2020.06.01
年始から、新型コロナウイルス感染症の流行が進み、不要不急の外出を自粛するよう求める緊急事態宣言が発令されるなど、今も厳戒態勢が続いております。発生源とされる中国や、都市封鎖を続けた欧州諸国、米国などで感染爆発が起きた中、日本では、政府の打ち出す施策が一部で不興を買っている面もあったようですが、諸外国に比べて死亡者数が一定程度に抑えられている状況です。それには複数の要因が絡まっている模様で、これから先に検証されていくでしょうが、そのひとつに、CTなどの画像診断機器があまねく配置(過剰配置?)されているという指摘もあります。
●国内では過剰配置と問題視も「医療費増にはつながらず」
CTをはじめとする画像診断機器は、医療保険制度の中で、過剰配置されていると問題視されることがままありました。とくに2020年度の診療報酬改定議論を振り返ると、財務省が、画像診断機器が過剰配置されていると指摘したことを受け、「高額医療機器の共同利用の推進」をテーマに検討を進めましたが、CTなどの適正配置は見送られました。
財務省などの指摘に対し、医療機器業界は、配置数が多いことで懸念される医療費への影響について、撮影回数は微増傾向を示すも、診療報酬点数が低めに抑えられていると論陣を張り、2017年までの過去5年間の撮影回数増加率は毎年2.3%で安定しており、「医療費増につながっていない」と理解を求めました。医療機関サイドは、「小児の頭部外傷」など、身近な医療機関で画像診断を受けられる「患者の安全・安心の医療が実現している」と訴えたほか、諸外国と比べて、“がんなどが早期発見につながっている可能性”にも触れ、現状維持で着地しました。こうしたやり取りは、過去に何度か繰り返されています。
●4団体 CTによるスクリーニング検査は否定も一定の役割は否定せず
それが新型コロナ禍で、「過剰配置」とやり玉に挙げられていたCTの存在意義が見直されています。

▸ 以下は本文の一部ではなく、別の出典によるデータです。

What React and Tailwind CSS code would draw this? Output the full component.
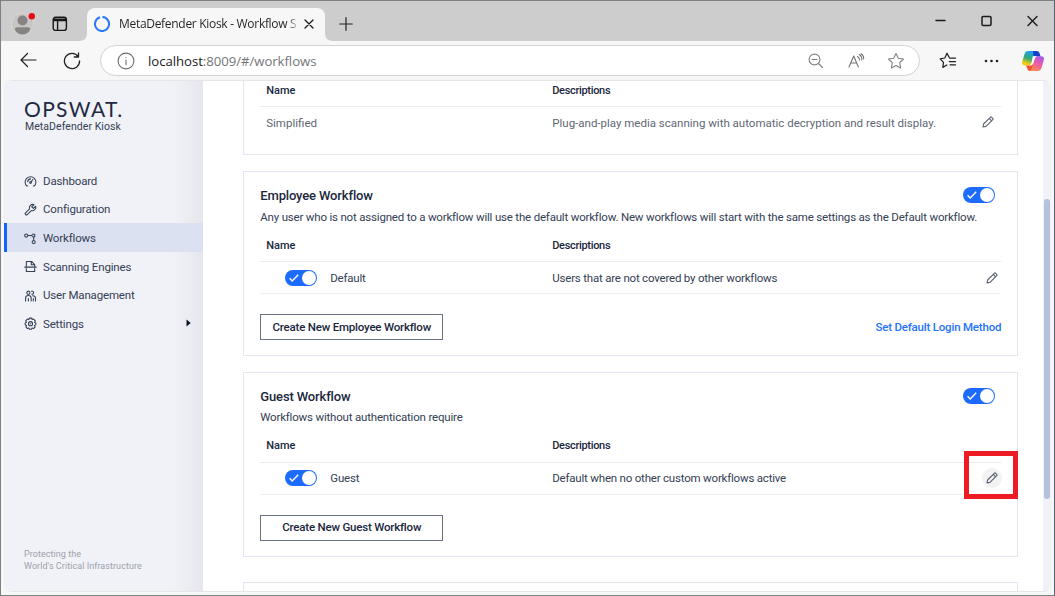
import React from 'react';

const line = { fill: 'none', stroke: 'currentColor', strokeLinecap: 'round', strokeLinejoin: 'round' };

function Pencil() {
  return (
    <svg width="12" height="12" viewBox="0 0 12 12" {...line} strokeWidth="1.15">
      <path d="M1 11l.6-3L8.3 1.3a1 1 0 0 1 1.4 0l1 1a1 1 0 0 1 0 1.4L4 10.4zM7.2 2.4l2.4 2.4" />
    </svg>
  );
}

function Toggle() {
  return (
    <span className="flex h-4 w-8 shrink-0 items-center justify-between rounded-full bg-[#1d6bfc] pr-[1px] pl-1">
      <svg width="10" height="8" viewBox="0 0 10 8" fill="none" stroke="#fff" strokeWidth="1.4">
        <path d="M.6 4.2l2.6 2.7L9.2.8" />
      </svg>
      <span className="size-[14px] rounded-full bg-white" />
    </span>
  );
}

function TableHead({ className }) {
  return (
    <div className={'flex items-center border-b border-[#e9ebf0] pl-[6px] text-[11px] font-medium text-[#1b273c] ' + className}>
      <span className="w-[286px]">Name</span>
      <span className="tracking-[-0.32px]">Descriptions</span>
    </div>
  );
}

function Card({ title, subtitle, name, description, button, link, focused }) {
  return (
    <section className="h-[185px] shrink-0 border border-[#e3e6f0] px-4 pt-[11px]">
      <div className="flex h-6 items-center justify-between pr-[6px]">
        <h2 className="pt-px text-[13px] font-medium tracking-[-0.14px] text-[#1b273c]">{title}</h2>
        <Toggle />
      </div>
      <p className={'h-5 text-[11.5px] tracking-[-0.19px] whitespace-nowrap ' + (focused ? 'leading-[18px]' : 'leading-5')}>{subtitle}</p>
      <TableHead className={focused ? 'mt-[2px] h-[33px]' : 'mt-[3px] h-8 pt-[2px]'} />
      <div className="flex h-8 items-center border-b border-[#eef0f4] pl-[25px] text-[11.5px] tracking-[-0.2px]">
        <span className={focused ? 'mb-px' : ''}><Toggle /></span>
        <span className={'ml-[13px] w-[222px] ' + (focused ? '' : 'pt-[2px]')}>{name}</span>
        <span className={'flex-1 ' + (focused ? '' : 'pt-[2px]')}>{description}</span>
        <span className={'-mr-px flex size-5 items-center justify-center rounded-full text-[#5b6270] ' + (focused ? 'mb-px bg-[#f2f2f3]' : '')}>
          <Pencil />
        </span>
      </div>
      <div className={'flex items-center justify-between font-medium ' + (focused ? 'mt-[19.5px]' : 'mt-5')}>
        <button className={'h-[26px] w-[183px] border border-[#6a7282] text-[11.5px] tracking-[-0.2px] text-[#1b273c] ' + (focused ? '' : 'pt-px')}>{button}</button>
        {link && <a className="pt-px text-[11.5px] tracking-[-0.2px] text-[#2672fb]">{link}</a>}
      </div>
    </section>
  );
}

const nav = [
  ['Dashboard', <path d="M4 11.800H3A5.800 5.800 0 1 1 11 11.800H10M6 8.200a1 1 0 1 0 2 0 1 1 0 1 0-2 0M7.700 7.400L9.500 4.900M3.900 7.200Q4.600 4.300 7 4.200" />],
  ['Configuration', <path d="M12.500 3.500L10 5.900 8.300 4.200 10.700 1.700A3.700 3.700 0 0 0 6 6.300L1.700 10.600a1.200 1.200 0 0 0 1.800 1.800L7.900 8.100A3.700 3.700 0 0 0 12.500 3.500z" />],
  ['Workflows', <path d="M.7 3.800a1.700 1.700 0 1 0 3.400 0 1.700 1.700 0 1 0-3.400 0M4.100 3.800H8.800M8.800 2.400h2.800v2.800H8.800M10.400 5.200V9.200M8.700 10.900a1.700 1.700 0 1 0 3.400 0 1.700 1.700 0 1 0-3.400 0" />],
  ['Scanning Engines', <path d="M2.500 7.500V1.600h5.700L11.500 4.900v2.600M7.800 1.900V5.100H11.300M.8 7.700h12.400M2.500 9.200v3.200h9V9.200" />],
  ['User Management', <path d="M3 4a1.700 1.700 0 1 0 3.400 0 1.700 1.700 0 1 0-3.400 0M1.700 13V10a3 3 0 0 1 6 0v3M4.700 10.400v2.600M8.100 2.400A1.700 1.700 0 1 1 8.400 5.700M9.300 7.200A3 3 0 0 1 12.400 10v3M10 10.400v2.600" />],
  ['Settings', <path d="M5.700 1.200h2.600l.4 1.500 1.700-.5 1.800 2-.9 1.500 1.500.9v1.600l-1.500.9.7 1.600-1.700 1.800-1.600-.6-.7 1.300H6l-.7-1.300-1.600.6-1.700-1.800.7-1.600-1.500-.9V6.600l1.500-.9-.9-1.500 1.800-2 1.700.5zM4.800 7.200a2.200 2.200 0 1 0 4.400 0 2.200 2.200 0 1 0-4.400 0M6.800 7.200h.4" />],
];

function Sidebar() {
  return (
    <aside className="flex w-[198.5px] shrink-0 flex-col bg-[linear-gradient(90deg,#f1f2f8_0%,#f1f2f8_85%,#e6e7ed_100%)] text-[#344054]">
      <div className="flex flex-col pt-[16px] pl-5">
        <span className="h-6 font-[Lato] text-[21px] leading-[23px] font-normal tracking-[1.35px] text-[#1d2a42]">OPSWAT.</span>
        <span className="ml-px text-[10.5px] leading-3 tracking-[0.06px] text-[#344054]">MetaDefender Kiosk</span>
      </div>
      <nav className="mt-[33px] flex flex-col">
        {nav.map(([label, icon], i) => (
          <a
            key={label}
            className={'flex h-[28.5px] items-center border-l-[3px] pt-[2px] pl-[17px] text-[11.5px] tracking-[-0.16px] ' + (i === 2 ? 'border-[#1463ff] bg-[#dbe1f1]' : 'border-transparent')}
          >
            <svg width="13" height="13" viewBox="0 0 14 14" {...line} strokeWidth="1.15">{icon}</svg>
            <span className={'ml-[6px] flex-1 ' + (i > 2 ? 'pt-[1.5px]' : '')}>{label}</span>
            {i === 5 && (
              <svg width="5" height="8" viewBox="0 0 5 8" className="mr-[12px] mb-[2px]" fill="#0b1529">
                <path d="M.5.5v7L4.7 4z" />
              </svg>
            )}
          </a>
        ))}
      </nav>
      <p className="mt-auto mb-[19px] pl-5 text-[9px] leading-3 tracking-[0.06px] text-[#9ba1ab]">
        Protecting the
        <br />
        World's Critical Infrastructure
      </p>
    </aside>
  );
}

function TitleBar() {
  return (
    <div className="flex h-10 shrink-0 items-end bg-[#cdcdcd] pl-[10px]">
      <svg width="26" height="26" viewBox="0 0 26 26" className="mb-[4px]">
        <circle cx="11.5" cy="13" r="11" fill="#c8c6c4" stroke="#d8d6d4" />
        <circle cx="11.5" cy="9.5" r="5" fill="#868482" />
        <path d="M3.800 18.500q0-2.200 2.200-2.200h11q2.200 0 2.200 2.200-2.400 5-7.700 5t-7.700-5z" fill="#868482" />
        <circle cx="20.8" cy="5.2" r="3.2" fill="#e60b12" />
      </svg>
      <svg width="16" height="16" viewBox="0 0 16 16" className="mb-[9px] ml-[15px]" fill="none" stroke="#161616" strokeWidth="1.4">
        <rect x="1.2" y="1.2" width="13.2" height="13.2" rx="2.4" />
        <path d="M1.5 3.2h12.6M1.5 4.6h12.6M5.6 5v9.4" />
      </svg>
      <div className="ml-[11px] flex h-[33px] items-end">
        <svg width="8" height="8" viewBox="0 0 8 8" fill="#f7f7f7"><path d="M8 0v8H0q8 0 8-8z" /></svg>
        <div className="flex h-[33px] w-[238px] items-center rounded-t-[8px] bg-[#f7f7f7] pl-[7px]">
          <svg width="16" height="16" viewBox="0 0 16 16" className="mb-px" fill="none" stroke="#2b79f7" strokeWidth="2">
            <path d="M6 1.300A7 7 0 1 0 8 1M9 1.100q2.200.3 3.400 1.400" strokeDasharray="41 1.500" />
          </svg>
          <span className="ml-[9px] w-[178px] bg-linear-to-r from-[#222] from-94% to-[#c4c4c4] bg-clip-text pb-px font-['Open_Sans'] text-[12px] tracking-[-0.3px] whitespace-nowrap text-transparent">
            MetaDefender Kiosk - Workflow S
          </span>
          <svg width="10" height="10" viewBox="0 0 10 10" className="mb-px ml-[7px]" {...line} stroke="#1c1c1c" strokeWidth="1.3">
            <path d="M1 1l8 8M9 1L1 9" />
          </svg>
        </div>
        <svg width="8" height="8" viewBox="0 0 8 8" fill="#f7f7f7"><path d="M0 0v8h8q-8 0-8-8z" /></svg>
      </div>
      <svg width="14" height="14" viewBox="0 0 14 14" className="mb-[10px] ml-[6px]" {...line} stroke="#222" strokeWidth="1.2">
        <path d="M7 .7v12.6M.7 7h12.6" />
      </svg>
      <div className="mr-[16px] mb-[14px] ml-auto flex items-center gap-[35px] text-[#1b1b1b]">
        <svg width="11" height="12" viewBox="0 0 11 12" {...line} strokeWidth="1.5"><path d="M1 5.500h9" /></svg>
        <svg width="11" height="12" viewBox="0 0 11 12" {...line} strokeWidth="1.5"><rect x="1" y="1.4" width="9" height="9" rx="1.2" /></svg>
        <svg width="11" height="12" viewBox="0 0 11 12" {...line} strokeWidth="1.4"><path d="M1 1.500l9 9M10 1.500l-9 9" /></svg>
      </div>
    </div>
  );
}

const star = 'M9 1.5l2.3 4.8 5.2.7-3.8 3.7.9 5.3L9 13.5 4.4 16l.9-5.3L1.5 7l5.2-.7z';

function Toolbar() {
  return (
    <div className="flex h-[39px] shrink-0 items-center pl-[19px] font-['Open_Sans']">
      <svg width="17" height="16" viewBox="0 0 17 16" className="mb-px" {...line} stroke="#222" strokeWidth="1.2"><path d="M16 8H1M7.5 1.5L1 8l6.5 6.5" /></svg>
      <svg width="18" height="18" viewBox="0 0 18 18" className="ml-[26px]" {...line} stroke="#222" strokeWidth="1.3">
        <path d="M15.2 4.6A7.6 7.6 0 1 0 16.6 9M15.5 1v4h-4.2" />
      </svg>
      <div className="ml-[19px] flex h-[31px] w-[820px] items-center rounded-full border border-[#d2d2d2] bg-white pr-[14px] pl-[16px]">
        <svg width="18" height="18" viewBox="0 0 18 18" {...line} stroke="#6e6e6e" strokeWidth="1.1">
          <circle cx="9" cy="9" r="7.9" /><path d="M9 8v4.6M9 5.4v.2" />
        </svg>
        <span className="ml-[13px] flex-1 pt-[2px] text-[13.2px] tracking-[-0.05px] text-[#757575]"><span className="text-[#1c1c1c]">localhost</span>:8009/#/workflows</span>
        <svg width="16" height="16" viewBox="0 0 16 16" {...line} stroke="#808080" strokeWidth="1.1">
          <circle cx="6.5" cy="6.5" r="5.4" /><path d="M4 6.5h5M10.5 10.5L14.5 14.5" />
        </svg>
        <svg width="17" height="16" viewBox="0 0 17 16" className="ml-[24px]" {...line} stroke="#757575" strokeWidth="1.1">
          <path d="M1 14L5.7 3 10.4 14M2.7 10h6M9.5 3.5q2 1 2 3.5M11.2 1.5q3 1.7 2.6 5.5M13 .8q3 1.8 2.6 5.2" />
        </svg>
        <svg width="18" height="18" viewBox="0 0 18 18" className="ml-[22px]" {...line} stroke="#808080" strokeWidth="1.1"><path d={star} /></svg>
      </div>
      <svg width="18" height="18" viewBox="0 0 18 18" className="ml-[19px]" {...line} stroke="#222" strokeWidth="1.25">
        <path d="M10.5 6L8 1.2 5.8 6 1.2 6.8l3.3 3.6-.7 5L7.8 13M11.5 6.2h5M10.3 9.5h6.2M11 12.8h5.5" />
      </svg>
      <svg width="15" height="4" viewBox="0 0 15 4" className="ml-[27px]" fill="#222">
        <circle cx="2" cy="2" r="1.3" /><circle cx="7.5" cy="2" r="1.3" /><circle cx="13" cy="2" r="1.3" />
      </svg>
      <svg width="24" height="22" viewBox="0 0 24 22" className="ml-[22px]">
        <defs>
          <linearGradient id="cl" x1=".5" y1="0" x2=".2" y2="1"><stop offset="0" stopColor="#18a0ee" /><stop offset=".5" stopColor="#38a875" /><stop offset=".85" stopColor="#f3cd12" /></linearGradient>
          <linearGradient id="cr" x1=".8" y1="0" x2=".3" y2="1"><stop offset="0" stopColor="#a557f5" /><stop offset=".5" stopColor="#ec5ba2" /><stop offset="1" stopColor="#fc8a50" /></linearGradient>
        </defs>
        <path d="M7 .9h9q-1.600.5-2.200 2.600L11.500 11.500Q10.300 15.500 7.600 15.500H4Q.3 15.500 1.200 11.800L3.500 4Q4.500.9 7 .9z" fill="url(#cl)" />
        <path d="M12 .9h4q2 0 2.700 2.500L19.500 6.500H12.500z" fill="#1640c9" />
        <path d="M5 15.500h3q2.500 0 3.500-3L13 16l-1.500 5H9q-2 0-2.500-2z" fill="#f2512e" />
        <path d="M17 21H8.500q1.600-.5 2.200-2.600L13 10.500Q14.200 6.300 17 6.300h3q3.700 0 2.800 3.700L20.500 18Q19.500 21 17 21z" fill="url(#cr)" />
        <path d="M11.800 6.300h4q-1.800 1-2.400 3.200l-1.300 4.200q-.6 2-3.600 2 1.400-.8 2-3z" fill="#fff" />
      </svg>
    </div>
  );
}

export default function App() {
  return (
    <div className="flex h-[596px] w-[1055px] flex-col overflow-hidden border border-[#7f8084] border-r-[#5b6070] bg-[#f7f7f7] font-[Roboto,sans-serif] text-[#344054]">
      <TitleBar />
      <Toolbar />
      <div className="mr-[3px] ml-[3px] flex h-[512px] overflow-hidden rounded-[8px] border-y border-[#e6e6e6] bg-white">
        <Sidebar />
        <main className="ml-[40.75px] flex w-[775px] shrink-0 flex-col overflow-hidden">
          <section className="mb-4 h-[74px] shrink-0 border border-t-0 border-[#e3e6f0] px-4">
            <TableHead className="h-[26px] pb-[5px]" />
            <div className="flex h-8 items-center pl-[6px] text-[11.5px] text-[#5f6775]">
              <span className="w-[286px] pt-[2px]">Simplified</span>
              <span className="flex-1 pt-[2px]">Plug-and-play media scanning with automatic decryption and result display.</span>
              <span className="mr-[7px] mb-[3px]"><Pencil /></span>
            </div>
          </section>
          <Card
            title="Employee Workflow"
            subtitle="Any user who is not assigned to a workflow will use the default workflow. New workflows will start with the same settings as the Default workflow."
            name="Default"
            description="Users that are not covered by other workflows"
            button="Create New Employee Workflow"
            link="Set Default Login Method"
          />
          <div className="relative mt-4">
            <Card
              title="Guest Workflow"
              subtitle="Workflows without authentication require"
              name="Guest"
              description="Default when no other custom workflows active"
              button="Create New Guest Workflow"
              focused
            />
            <span className="absolute top-[79px] right-0 h-12 w-[54px] border-[5px] border-[#ed1c24]" />
          </div>
          <section className="mt-[25px] h-12 shrink-0 border border-[#e3e6f0]" />
        </main>
        <div className="ml-auto flex w-2 flex-col bg-[#f1f2f8] px-[1px] pt-[118px]">
          <span className="h-[300px] rounded-full bg-[#b5c1df]" />
        </div>
      </div>
    </div>
  );
}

国内では、諸外国と比べてPCR検査の実施件数が少なく、さらに陽性判定率も高くない中、日本放射線科専門医会・医会、日本医学放射線学会、日本環境感染学会、日本感染症学会がまとめた、「新型コロナウイルス感染症に対する胸部 CT 検査の指針(Ver.1.0)」では、「スクリーニングとしての CT 検査は推奨できない」とする一方、「臨床症状、地域の感染状況を鑑み、新型コロナウイルス感染症が強く疑われ、PCR 検査で確定できない場合であって、疾患の進行するリスクが高いと判断される場合」などでの使用を視野に入れています。基礎疾患を持つ疑い患者などに用いることで、治療の優先順位付けなどに一役買っているようです。
●確定診断はPCR CTは重症化や蔓延防止に一役
新型コロナウイルス感染症は、かなり多くの無症状者が存在するほか、基礎疾患を持っていると急激に症状が悪化するといわれており、まだまだ未解明な部分が多いです。新型コロナウイルス感染の特徴である「すりガラス状の所見」などがない場合もあるので、初期の肺炎などの異常所見を見つけられるCTの果たす役割は一定程度あり、身近な医療機関に配置されているメリットも無視できないでしょう。
少子高齢化の進展で、医療保険財源は厳しさを増しているので、政府が医療費を節約しようとする流れは止まらないでしょう。そうした中で、配置数(供給)が過剰な撮影回数増(不要不急の需要)につながるということがないようチェックすることが前提になりますが、CTの配置が、安全・安心の医療につながるという側面も含め、バランスの取れた議論をしていく必要があるのでしょう。